**Objective**
In your copy, leave out the pictures; write out all the data exactly.

# # # # # # #

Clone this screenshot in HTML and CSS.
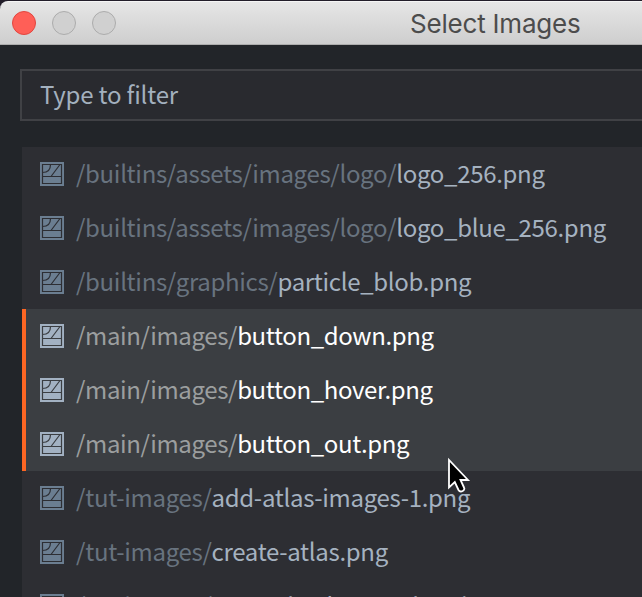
FILE: index.html
```html
<!DOCTYPE html>
<html lang="en">
<head>
<meta charset="utf-8">
<title>Select Images</title>
<link rel="stylesheet" href="styles.css">
</head>
<body>
<svg class="defs" width="0" height="0">
  <symbol id="image-icon" viewBox="0 0 24 24">
    <rect width="24" height="24" fill="currentColor"/>
    <path class="icon-line" d="M2.5 2.5H21.5V21.5H2.5ZM2.5 14.5H21.5M2.5 10.5C8 10.5 10.5 7.5 10.5 2.5M11 14.5L20 2.5"/>
  </symbol>
</svg>
<div class="window">
  <header class="titlebar">
    <div class="controls"><span class="dot close"></span><span class="dot"></span><span class="dot"></span></div>
    <h1 class="title">Select Images</h1>
  </header>
  <main class="content">
    <div class="filter">Type to filter</div>
    <ul class="list">
      <li class="row"><svg class="icon"><use href="#image-icon"/></svg><span class="dir">/builtins/assets/images/logo/</span><span class="name">logo_256.png</span></li>
      <li class="row"><svg class="icon"><use href="#image-icon"/></svg><span class="dir">/builtins/assets/images/logo/</span><span class="name">logo_blue_256.png</span></li>
      <li class="row"><svg class="icon"><use href="#image-icon"/></svg><span class="dir">/builtins/graphics/</span><span class="name">particle_blob.png</span></li>
      <li class="row selected"><svg class="icon"><use href="#image-icon"/></svg><span class="dir">/main/images/</span><span class="name">button_down.png</span></li>
      <li class="row selected"><svg class="icon"><use href="#image-icon"/></svg><span class="dir">/main/images/</span><span class="name">button_hover.png</span></li>
      <li class="row selected"><svg class="icon"><use href="#image-icon"/></svg><span class="dir">/main/images/</span><span class="name">button_out.png</span></li>
      <li class="row"><svg class="icon"><use href="#image-icon"/></svg><span class="dir">/tut-images/</span><span class="name">add-atlas-images-1.png</span></li>
      <li class="row"><svg class="icon"><use href="#image-icon"/></svg><span class="dir">/tut-images/</span><span class="name">create-atlas.png</span></li>
      <li class="row"><svg class="icon"><use href="#image-icon"/></svg><span class="dir">/tut-images/</span><span class="name">create-background-sprite.png</span></li>
    </ul>
  </main>
  <svg class="cursor" viewBox="0 0 24 36"><path d="M2 3V30.5L7.8 25L11.5 33Q13 35.5 16 33.8Q18 32.5 17 30.5L13.5 23H21Z" fill="#000" stroke="#fff" stroke-width="1.8"/></svg>
</div>
</body>
</html>
```
FILE: styles.css
```css
* { box-sizing: border-box; }
body { margin: 0; background: #221d29; }
.defs { position: absolute; }
.window {
  position: relative;
  height: 597px;
  padding-top: 1px;
  overflow: hidden;
  font: 24px/54px "Noto Sans CJK SC", sans-serif;
  letter-spacing: -0.32px;
}
.titlebar {
  display: flex;
  align-items: center;
  height: 44px;
  padding-left: 12px;
  border-top: 1px solid #f5f5f5;
  border-bottom: 1px solid #adadad;
  border-top-left-radius: 8px;
  background: linear-gradient(#e6e6e6, #cecece);
}
.controls { display: flex; gap: 16px; width: 398px; }
.dot { width: 24px; height: 24px; border: 1px solid #acacac; border-radius: 50%; background: #d0d0d0; }
.close { border-color: #e2463f; background: #ff5f57; }
.title { margin: 0; padding-top: 2px; color: #4c4c4c; font: 26px/40px Inter, sans-serif; letter-spacing: -0.2px; white-space: nowrap; }
.content { height: 552px; padding: 24px 0 0 20px; background: #222529; }
.filter {
  height: 52px;
  padding-left: 18px;
  border: 2px solid #404145;
  border-right: 0;
  background: #292a2f;
  color: #a3b0be;
  line-height: 46px;
  letter-spacing: -0.2px;
}
.list { margin: 26px 0 0 2px; padding: 0; background: #2d2e33; list-style: none; }
.row { display: flex; align-items: center; height: 54px; padding-left: 18px; color: #a5b2c0; line-height: 52px; white-space: pre; }
.dir, .name { height: 54px; }
.icon { flex: none; width: 24px; height: 24px; margin-right: 12px; color: #6b7e91; --line: #2d2e33; }
.icon-line { fill: none; stroke: var(--line); stroke-width: 1.2; }
.dir { color: #68737f; }
.selected { padding-left: 14px; border-left: 4px solid #fd6623; background: #3b3e42; color: #fff; letter-spacing: -0.37px; }
.selected .icon { color: #a2b1c2; --line: #3b3e42; }
.selected .dir { color: #9b9e9f; }
.cursor { position: absolute; left: 447px; top: 457px; width: 24px; height: 36px; }
```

# # # # # # #

**Response to this exercise**
Clone this screenshot in HTML and CSS.
FILE: index.html
```html
<!DOCTYPE html>
<html lang="en">
<head>
<meta charset="utf-8">
<title>Select Images</title>
<link rel="stylesheet" href="styles.css">
</head>
<body>
<svg class="defs" width="0" height="0">
  <symbol id="image-icon" viewBox="0 0 24 24">
    <rect width="24" height="24" fill="currentColor"/>
    <path class="icon-line" d="M2.5 2.5H21.5V21.5H2.5ZM2.5 14.5H21.5M2.5 10.5C8 10.5 10.5 7.5 10.5 2.5M11 14.5L20 2.5"/>
  </symbol>
</svg>
<div class="window">
  <header class="titlebar">
    <div class="controls"><span class="dot close"></span><span class="dot"></span><span class="dot"></span></div>
    <h1 class="title">Select Images</h1>
  </header>
  <main class="content">
    <div class="filter">Type to filter</div>
    <ul class="list">
      <li class="row"><svg class="icon"><use href="#image-icon"/></svg><span class="dir">/builtins/assets/images/logo/</span><span class="name">logo_256.png</span></li>
      <li class="row"><svg class="icon"><use href="#image-icon"/></svg><span class="dir">/builtins/assets/images/logo/</span><span class="name">logo_blue_256.png</span></li>
      <li class="row"><svg class="icon"><use href="#image-icon"/></svg><span class="dir">/builtins/graphics/</span><span class="name">particle_blob.png</span></li>
      <li class="row selected"><svg class="icon"><use href="#image-icon"/></svg><span class="dir">/main/images/</span><span class="name">button_down.png</span></li>
      <li class="row selected"><svg class="icon"><use href="#image-icon"/></svg><span class="dir">/main/images/</span><span class="name">button_hover.png</span></li>
      <li class="row selected"><svg class="icon"><use href="#image-icon"/></svg><span class="dir">/main/images/</span><span class="name">button_out.png</span></li>
      <li class="row"><svg class="icon"><use href="#image-icon"/></svg><span class="dir">/tut-images/</span><span class="name">add-atlas-images-1.png</span></li>
      <li class="row"><svg class="icon"><use href="#image-icon"/></svg><span class="dir">/tut-images/</span><span class="name">create-atlas.png</span></li>
      <li class="row"><svg class="icon"><use href="#image-icon"/></svg><span class="dir">/tut-images/</span><span class="name">create-background-sprite.png</span></li>
    </ul>
  </main>
  <svg class="cursor" viewBox="0 0 24 36"><path d="M2 3V30.5L7.8 25L11.5 33Q13 35.5 16 33.8Q18 32.5 17 30.5L13.5 23H21Z" fill="#000" stroke="#fff" stroke-width="1.8"/></svg>
</div>
</body>
</html>
```
FILE: styles.css
```css
* { box-sizing: border-box; }
body { margin: 0; background: #221d29; }
.defs { position: absolute; }
.window {
  position: relative;
  height: 597px;
  padding-top: 1px;
  overflow: hidden;
  font: 24px/54px "Noto Sans CJK SC", sans-serif;
  letter-spacing: -0.32px;
}
.titlebar {
  display: flex;
  align-items: center;
  height: 44px;
  padding-left: 12px;
  border-top: 1px solid #f5f5f5;
  border-bottom: 1px solid #adadad;
  border-top-left-radius: 8px;
  background: linear-gradient(#e6e6e6, #cecece);
}
.controls { display: flex; gap: 16px; width: 398px; }
.dot { width: 24px; height: 24px; border: 1px solid #acacac; border-radius: 50%; background: #d0d0d0; }
.close { border-color: #e2463f; background: #ff5f57; }
.title { margin: 0; padding-top: 2px; color: #4c4c4c; font: 26px/40px Inter, sans-serif; letter-spacing: -0.2px; white-space: nowrap; }
.content { height: 552px; padding: 24px 0 0 20px; background: #222529; }
.filter {
  height: 52px;
  padding-left: 18px;
  border: 2px solid #404145;
  border-right: 0;
  background: #292a2f;
  color: #a3b0be;
  line-height: 46px;
  letter-spacing: -0.2px;
}
.list { margin: 26px 0 0 2px; padding: 0; background: #2d2e33; list-style: none; }
.row { display: flex; align-items: center; height: 54px; padding-left: 18px; color: #a5b2c0; line-height: 52px; white-space: pre; }
.dir, .name { height: 54px; }
.icon { flex: none; width: 24px; height: 24px; margin-right: 12px; color: #6b7e91; --line: #2d2e33; }
.icon-line { fill: none; stroke: var(--line); stroke-width: 1.2; }
.dir { color: #68737f; }
.selected { padding-left: 14px; border-left: 4px solid #fd6623; background: #3b3e42; color: #fff; letter-spacing: -0.37px; }
.selected .icon { color: #a2b1c2; --line: #3b3e42; }
.selected .dir { color: #9b9e9f; }
.cursor { position: absolute; left: 447px; top: 457px; width: 24px; height: 36px; }
```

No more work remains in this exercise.